Back To Oil Spills and Wrecked Beaches…
California lawmakers will vote tonight on a budget that would close the state’s $26 billion budget deficit, a budget so unpopular every sector of the state is howling in opposition–education, social services, state workers, environmental protection groups–you name it, they’re howling. A budget that could shut down more than 200 of the states park’s and beautiful beaches, may also allow offshore drilling in those coastal waters. It would be the first time in four decades that drilling would be allowed off the coast of Santa Barbara. A blowout on the drilling platform that already exists there, in 1969, polluted miles of ocean and shoreline.
Lieutenant governor, John Garamendi–who also heads the State Lands Commission–said Tuesday the plan would essentially bypass the existing approval process for oil leases and give it to a newly created panel. “This is a play by the governor to have it his way,” he said. “This is a sellout to the oil industry. They want to open the California coast to drilling, and this is the first step.” Governor Schwarzenegger has said offshore drilling would result in $1.8 billion in revenue for the state by 2022. That figure is really royalties spread out over 14 years–there would be a one-time $100 million advance royalty payment this year, which Garamendi characterized as being of “minor usefulness” in solving the states’ enormous budget deficit.
The San Francisco Chronicle reported last month that the project–run by Houston-based Plains Exploration & Production Co.– would use drills lowered from the existing oil platform near Vandenberg Air Force Base. Those drills would bore as many as 30 wells into the seabed over the life of the project
Especially troubling is that the governor would use a time of crisis–and if a state handing out I-O-U’s to workers isn’t a crisis I’m not sure what is–to take us back to offshore drilling. This is a governor who went against the Bush administration to insist on more stringent clean air standards in California and who reached out to world leaders in an effort to reduce worldwide carbon emissions. And now it’s back to offshore drilling. Meanwhile California has growing solar and wind power industries, and a host of companies working on innovative solutions to the country’s energy woes. Just look at Sapphire Energy in San Diego, turning algae oil into crude, solar panel maker SunPower in San Jose, and vertical-axis wind turbine maker WePOWER in Aliso Viejo, Calif.
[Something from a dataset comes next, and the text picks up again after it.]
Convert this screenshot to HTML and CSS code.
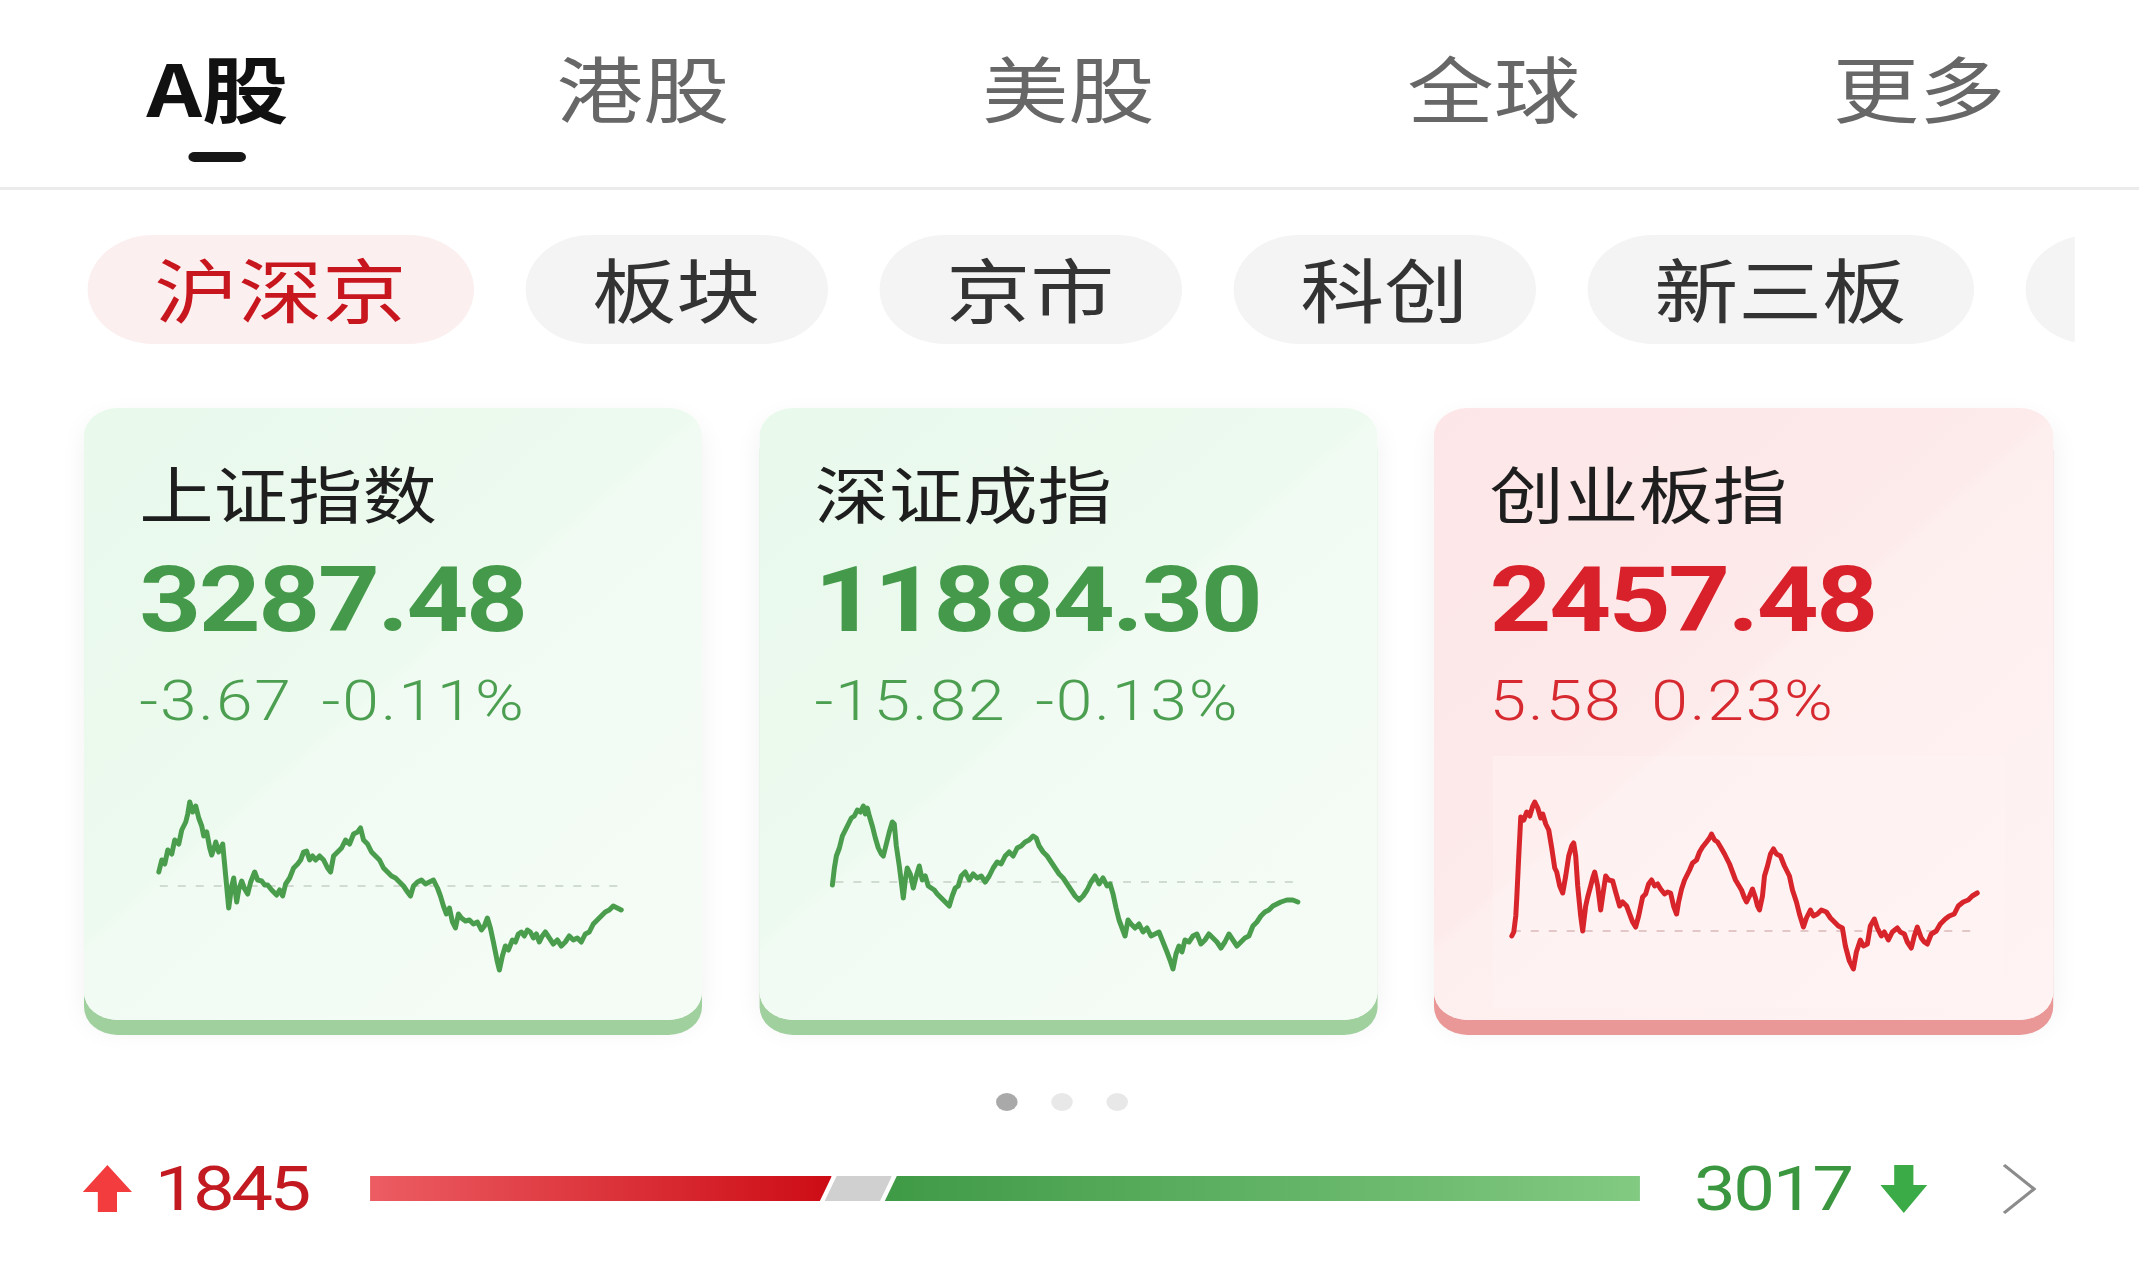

Last month the California Institute of Technology announced the creation of a new, $90-million institute–the Resnick Sustainability Institute–with a mission of taking the resources we have and making them renewable. That includes finding ways to convert sunlight and water into hydrogen fuels. The institute will also help leverage work in new energy technologies currently being done by Caltech professors and grad students–work that will likely result in alternative energy startups. All this research, all these solar panels suburban roofssmart cars on every freeway, wind farms in the state’s interior…and yet offshore drilling may once again be a reality in California.

Santa Barbara spill, 1969 (L.A. Times photo)
As that article in the Chronicle noted:
“Federal bans on offshore drilling along the nation’s East and West coasts expired last year, done in by the historic spike in oil and gasoline prices. California officials – including Schwarzenegger – have been pushing the Obama administration to reinstate the bans. If the state allows this one project, critics say, that argument will be much harder to make. The symbolism of drilling in the Santa Barbara Channel is like the symbolism of drilling in the Arctic National Wildlife Refuge,” said Assemblyman Pedro Nava, D-Santa Barbara. “It means you can drill anywhere.”